Ignorance is a simple one. In order to learn you have to realize how much you do NOT know and open your mind to the teachings of the world and others. You should be willing to look past what is 'known'—question authority, as it were. Its all very Socratic, to me.
Passion is not a bad thing. It is what drives people to pursue the interests they have. Taken to extremes, it can be very harmful- turning to obsession. But as with emotion, if you understand what drives you and others, you can achieve serenity in your actions and help guide others to a 'healthy balance' in their own lives.
Chaos is a bit metaphysical, I believe. I'd say that part of it has to do with change. Nothing in the universe remains static.
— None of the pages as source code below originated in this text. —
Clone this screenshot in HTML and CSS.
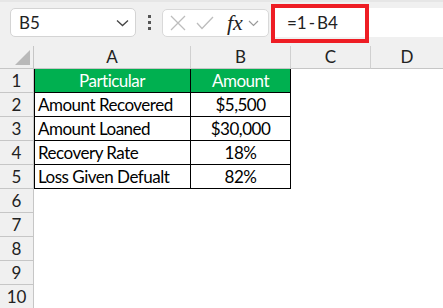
FILE: index.html
```html
<!DOCTYPE html>
<html lang="en">
<head>
    <meta charset="UTF-8">
    <meta name="viewport" content="width=device-width, initial-scale=1.0">
    <title>Loss Given Default</title>
    <link rel="stylesheet" href="styles.css">
</head>
<body>
    <div class="toolbar">
        <div class="name-box">
            <span>B5</span>
            <svg class="chevron" width="13" height="8" viewBox="0 0 13 8"><path d="M1 1.5 L6.5 6.5 L12 1.5" fill="none" stroke="#444" stroke-width="1.3"/></svg>
        </div>
        <div class="grip"><i></i><i></i><i></i></div>
        <div class="fx-group">
            <svg width="16" height="16" viewBox="0 0 16 16"><path d="M1 1 L15 15 M15 1 L1 15" stroke="#bdbdbd" stroke-width="1.3"/></svg>
            <svg width="18" height="14" viewBox="0 0 18 14"><path d="M1 7 L6 12.5 L17 1" fill="none" stroke="#bdbdbd" stroke-width="1.3"/></svg>
            <span class="fx">fx</span>
            <svg width="11" height="7" viewBox="0 0 11 7"><path d="M1 1 L5.5 5.5 L10 1" fill="none" stroke="#9a9a9a" stroke-width="1.2"/></svg>
        </div>
        <div class="formula-bar">
            <div class="formula">=1<span class="minus">-</span>B4</div>
        </div>
    </div>

    <div class="sheet">
        <div class="corner"><div class="triangle"></div></div>
        <div class="col-head">A</div>
        <div class="col-head">B</div>
        <div class="col-head">C</div>
        <div class="col-head last">D</div>

        <div class="row-head">1</div>
        <div class="cell head first">Particular</div>
        <div class="cell head">Amount</div>
        <div class="blank"></div>
        <div class="blank"></div>

        <div class="row-head">2</div>
        <div class="cell first left">Amount Recovered</div>
        <div class="cell">$5,500</div>
        <div class="blank"></div>
        <div class="blank"></div>

        <div class="row-head">3</div>
        <div class="cell first left">Amount Loaned</div>
        <div class="cell">$30,000</div>
        <div class="blank"></div>
        <div class="blank"></div>

        <div class="row-head">4</div>
        <div class="cell first left">Recovery Rate</div>
        <div class="cell">18%</div>
        <div class="blank"></div>
        <div class="blank"></div>

        <div class="row-head">5</div>
        <div class="cell first left">Loss Given Defualt</div>
        <div class="cell">82%</div>
        <div class="blank"></div>
        <div class="blank"></div>

        <div class="row-head">6</div>
        <div class="blank"></div><div class="blank"></div><div class="blank"></div><div class="blank"></div>
        <div class="row-head">7</div>
        <div class="blank"></div><div class="blank"></div><div class="blank"></div><div class="blank"></div>
        <div class="row-head">8</div>
        <div class="blank"></div><div class="blank"></div><div class="blank"></div><div class="blank"></div>
        <div class="row-head">9</div>
        <div class="blank"></div><div class="blank"></div><div class="blank"></div><div class="blank"></div>
        <div class="row-head">10</div>
        <div class="blank"></div><div class="blank"></div><div class="blank"></div><div class="blank"></div>
    </div>
</body>
</html>
```

FILE: styles.css
```css
* {
    box-sizing: border-box;
}
body {
    margin: 0;
    width: 443px;
    height: 308px;
    overflow: hidden;
    font-family: Lato, "Liberation Sans", sans-serif;
    background-color: #ffffff;
    color: #111;
}
.toolbar {
    height: 46px;
    background-color: #f0f0f0;
    border-top: 2px solid #e6e6e6;
    display: flex;
    align-items: flex-start;
    padding-top: 6px;
}
.name-box {
    margin-left: 10px;
    width: 126px;
    height: 29px;
    background-color: #fff;
    border: 1px solid #d4d4d4;
    border-radius: 5px;
    display: flex;
    align-items: center;
    justify-content: space-between;
    padding: 0 6px 0 8px;
    font-size: 17px;
    color: #222;
}
.grip {
    width: 26px;
    height: 29px;
    display: flex;
    flex-direction: column;
    align-items: center;
    justify-content: center;
    gap: 3px;
}
.grip i {
    width: 3px;
    height: 3px;
    background-color: #555;
}
.fx-group {
    width: 107px;
    height: 28px;
    margin-top: 1px;
    background-color: #fff;
    border: 1px solid #d9d9d9;
    border-radius: 5px;
    display: flex;
    align-items: center;
    padding: 0 4px 0 7px;
    gap: 10px;
}
.fx-group .fx {
    font-family: "Liberation Serif", serif;
    font-style: italic;
    font-size: 22px;
    color: #222;
    margin-left: 3px;
    margin-right: -5px;
}
.formula-bar {
    flex: 1;
    margin-left: 2px;
    height: 29px;
    background-color: #fff;
    position: relative;
}
.formula {
    position: absolute;
    left: 0;
    top: -4px;
    width: 98px;
    height: 39px;
    border: 4px solid #ee1d24;
    padding-left: 12px;
    font-size: 17px;
    line-height: 30px;
    color: #222;
}
.formula .minus {
    margin: 0 2px;
}
.sheet {
    display: grid;
    grid-template-columns: 34px 157px 100px 80px 1fr;
    grid-template-rows: 23px repeat(10, 24px);
}
.corner {
    background-color: #f0f0f0;
    border-right: 1px solid #c6c6c6;
    border-bottom: 1px solid #c6c6c6;
    position: relative;
}
.triangle {
    position: absolute;
    right: 3px;
    bottom: 3px;
    width: 0;
    height: 0;
    border-left: 15px solid transparent;
    border-bottom: 15px solid #b9b9b9;
}
.col-head {
    background-color: #f0f0f0;
    border-right: 1px solid #d0d0d0;
    border-bottom: 1px solid #c6c6c6;
    text-align: center;
    font-size: 17px;
    line-height: 22px;
    color: #222;
}
.col-head.last {
    border-right: none;
}
.row-head {
    background-color: #f0f0f0;
    border-right: 1px solid #c6c6c6;
    border-bottom: 1px solid #c6c6c6;
    text-align: center;
    font-size: 17px;
    line-height: 23px;
    color: #222;
}
.cell {
    border-right: 1px solid #000;
    border-bottom: 1px solid #000;
    text-align: center;
    font-size: 17px;
    line-height: 23px;
    letter-spacing: -0.5px;
    color: #000;
    white-space: nowrap;
}
.cell.first {
    box-shadow: inset 1px 0 0 #000;
}
.cell.left {
    text-align: left;
    padding-left: 4px;
}
.cell.head {
    background-color: #00b050;
    color: #fff;
}
```
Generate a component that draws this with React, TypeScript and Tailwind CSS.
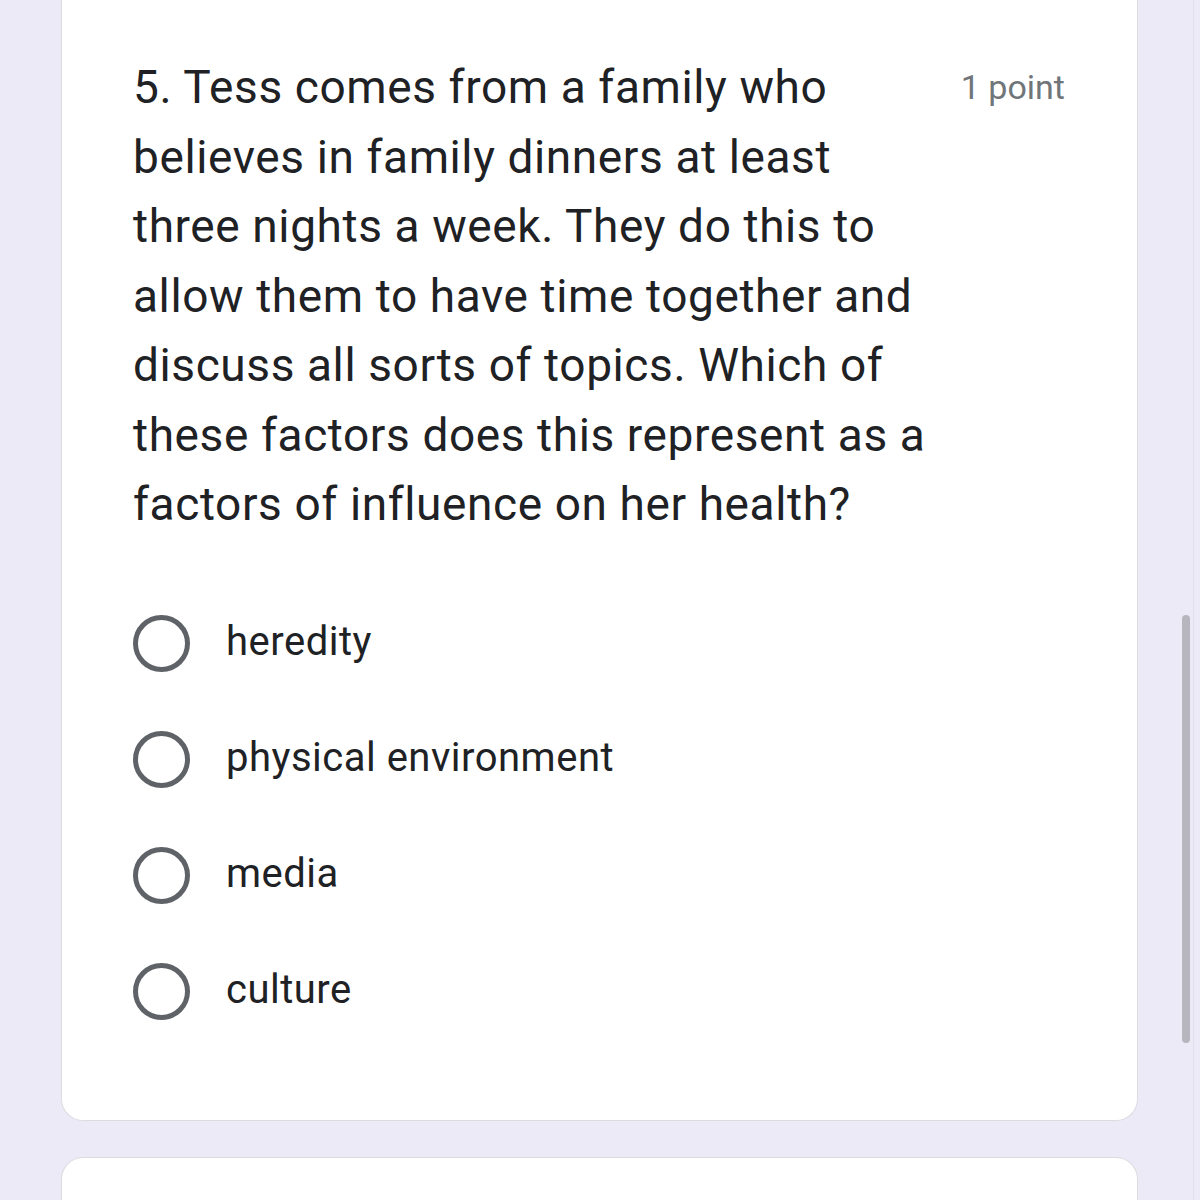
const options = ["heredity", "physical environment", "media", "culture"];

const questionLines = [
  "5. Tess comes from a family who",
  "believes in family dinners at least",
  "three nights a week. They do this to",
  "allow them to have time together and",
  "discuss all sorts of topics. Which of",
  "these factors does this represent as a",
  "factors of influence on her health?",
];

function RadioOption({ label }: { label: string }) {
  return (
    <div className="flex items-center h-[116px]">
      <div className="w-[57px] h-[57px] rounded-full border-[5px] border-[#5f6368] shrink-0" />
      <span className="ml-[36px] text-[40px] tracking-[0.5px] text-[#202124] leading-none pb-[4px]">{label}</span>
    </div>
  );
}

export default function App() {
  return (
    <div
      className="relative w-[1200px] h-[1200px] overflow-hidden bg-[#edeaf8] pl-[61px] pr-[62px] flex flex-col gap-[36px]"
      style={{ fontFamily: "Roboto, 'Noto Sans', sans-serif" }}
    >
      {/* question card, top runs off screen */}
      <div className="bg-white border border-t-0 border-[#dadce0] rounded-b-[22px] pl-[71px] pr-[72px] pt-[53px] pb-[70px] shrink-0">
        <div className="flex justify-between">
          <p className="text-[46px] leading-[69.5px] tracking-[0.6px] text-[#202124]">
            {questionLines.map((line) => (
              <span key={line} className="block whitespace-nowrap">
                {line}
              </span>
            ))}
          </p>
          <span className="text-[34px] text-[#70757a] leading-[69.5px] whitespace-nowrap">1 point</span>
        </div>
        <div className="mt-[46px] flex flex-col">
          {options.map((o) => (
            <RadioOption key={o} label={o} />
          ))}
        </div>
      </div>

      {/* next card peeking in */}
      <div className="bg-white border border-b-0 border-[#dadce0] rounded-t-[22px] h-[200px] shrink-0" />

      {/* scrollbar */}
      <div className="absolute left-[1182px] top-[615px] w-[8px] h-[428px] rounded-full bg-[#b7b5be]" />
      <div className="absolute left-[1193px] top-0 w-[1px] h-full bg-[#e2dfea]" />
    </div>
  );
}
But change in and of itself is a 'constant', and one that must be accepted. People should change with their times, constantly striving towards a 'harmony' with their world, even as it becomes 'alien' to them. I also think this may speak about the much larger issue of a 'master plan' behind the seeming chaos of life. The fact that there are cycles and patterns to things that may at first seem completely random. I could also wrap up the whole issue of 'fate' into this, unseen forces working behind the scenes to bring people into certain places at certain times.
Death. This one is pretty self explanatory to. Physical life ends. But there is a world beyond. The spirit continues within the Force.
Overall, this earlier phrasing of the code seemed to suggest a Jedi Order that was much more a part of the Galaxy in which it existed. And in my campaign, this is the tact that the 'reborn' Jedi Order is taking. They aren't detached. They have friends, families and 'normal' lives. I can't think of a better way to keep someone 'grounded' than to have all these connections and 'reasons' to do their job. High-minded ideals are great and all, but without anything real to support them, they're just words.
Again, this is just my take on the whole thing, but I like to think it makes sense. Before I go, I want to talk about the Expanded Universe addendum to this code, supposedly initiated by Luke Skywalker in the New Jedi Order novels:
Jedi are the guardians of peace in the galaxy.
Jedi use their powers to defend and to protect.
Jedi respect all life, in any form.
Jedi serve others rather than ruling over them, for the good of the galaxy.
Jedi seek to improve themselves through knowledge and training.
For once, the EU seems to have given me something I don't hate. All of these statements are pretty much along the lines I can see the Jedi taking. They aren't particularly original, however, since they're pretty much the same things folks said in the prequels, but still, its not bad to reiterate a mandate.
Oh, and P.S. It may first seem hypocritical for Luke to say the "ruling over them" clause, since his sister was Chancellor of the New Republic, but in a democratic government (or a well functioning one, at least), elected officials are SERVANTS of the people, not masters.